Остановимся теперь на точности слога в другом отношении. Когда мы смешиваем несколько родовых или несколько видовых названий, наши слова выражают не ту мысль, которую надо сказать, а другую; мы говорим больше или меньше, чем хотели сказать, и этим даем противнику лишний козырь в руки. В виде общего правила можно сказать, что видовой термин лучше родового. Д. Кемпбель в своей книге "Philosophy of Rhetoric" приводит следующий пример из третьей книги Моисея: "Они (египтяне), как свинец, погрузились в великие воды" (Исход, XV, 10); скажите: "они, как металл, опустились в великие воды" – и вы удивитесь разнице в выразительности этих слов. Прислушиваясь к нашим судебным речам, можно прийти к заключению, что ораторы хорошо знакомы с этим элементарным правилом, но пользуются им как раз в обратном смысле. Они всегда предпочитают сказать: "душевное волнение"… вместо: "радость", "злоба", "гнев", нарушение телесной неприкосновенности – вместо "рана"; там, где всякий другой сказал бы "громилы", оратор говорит: "лица, нарушающие преграды и запоры, коими граждане стремятся охранить свое имущество", и т. п. Судится женщина; вместо того, чтобы назвать ее по имени или сказать: крестьянка, баба, старуха, девушка, защитник называет ее человеком и сообразно с этим произносит всю речь не о женщине, а о мужчине; все местоимения, прилагательные, глагольные формы употребляются в мужском роде. Не трудно представить себе, какую путаницу это вносит в представление слушателей.
Обратная ошибка, то есть употребление названия вида вместо названия рода или собственного имени вместо видового, может иметь двоякое последствие: она привлекает внимание слушателей к признаку, который невыгоден для оратора, или, напротив, оставляет незамеченным то, что ему нужно подчеркнуть. Защитнику всегда выгоднее сказать: подсудимый, Иванов, пострадавшая, чем: грабитель, поджигатель, убитая; обвинитель уменьшает выразительность своей речи, когда, говоря о разоренном человеке, называет его Петровым или потерпевшим. В обвинительной речи о враче, совершившем преступную операцию, товарищ прокурора называл умершую девушку и ее отца, возбудившего дело, по фамилии. Это была излишняя нерасчетливая точность; если бы он говорил: девушка, отец, эти слова каждый раз напоминали бы присяжным о погибшей молодой жизни и о горе старика, похоронившего любимую дочь.

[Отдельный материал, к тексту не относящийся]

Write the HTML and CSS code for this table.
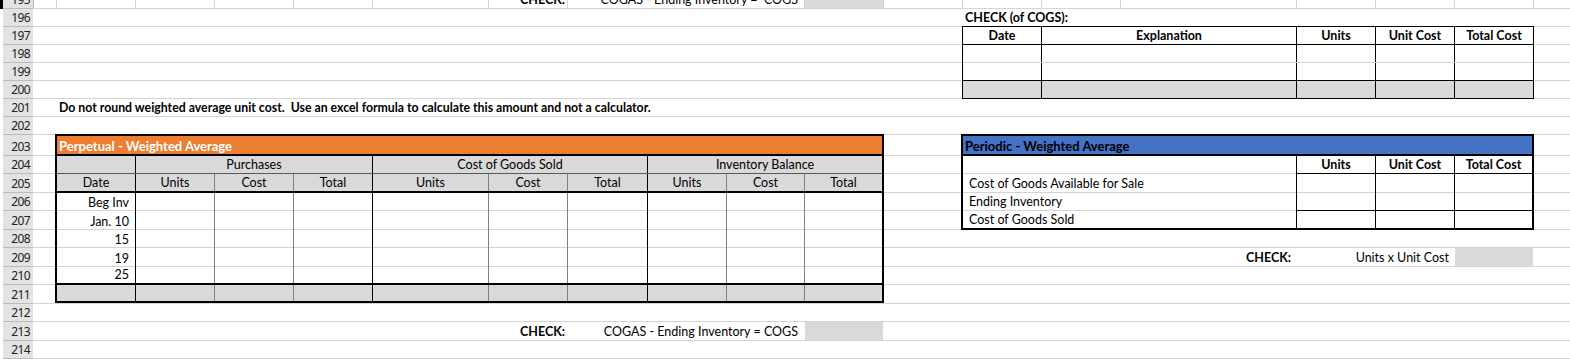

Нередки и случаи смешения родового понятия с видовым. Обвинители негодуют на возмутительное и нехорошее поведение подсудимых. Не всякий дурной поступок бывает возмутительным, но возмутительное поведение хорошим быть не может. "Если вы пожелаете сойти со своего пьедестала судей и быть людьми,– говорил товарищ прокурора в недавнем громком процессе,– вам придется оправдать Кириллову по соображениям другого порядка". Разве судья не человек?
Ошибка, аналогичная указанным выше, встречается часто в заключительных словах наших прокуроров. Они говорят присяжным: я ходатайствую о признании подсудимого виновным; я прошу у вас обвинительного приговора. Нищий может просить имущего о подаянии; влюбленный, пусть униженно, ищет благосклонности хорошенькой женщины; но разве присяжные заседатели по своей прихоти дарят обвинение или отказывают в нем? Не может государственный обвинитель просить о правосудии; он требует его.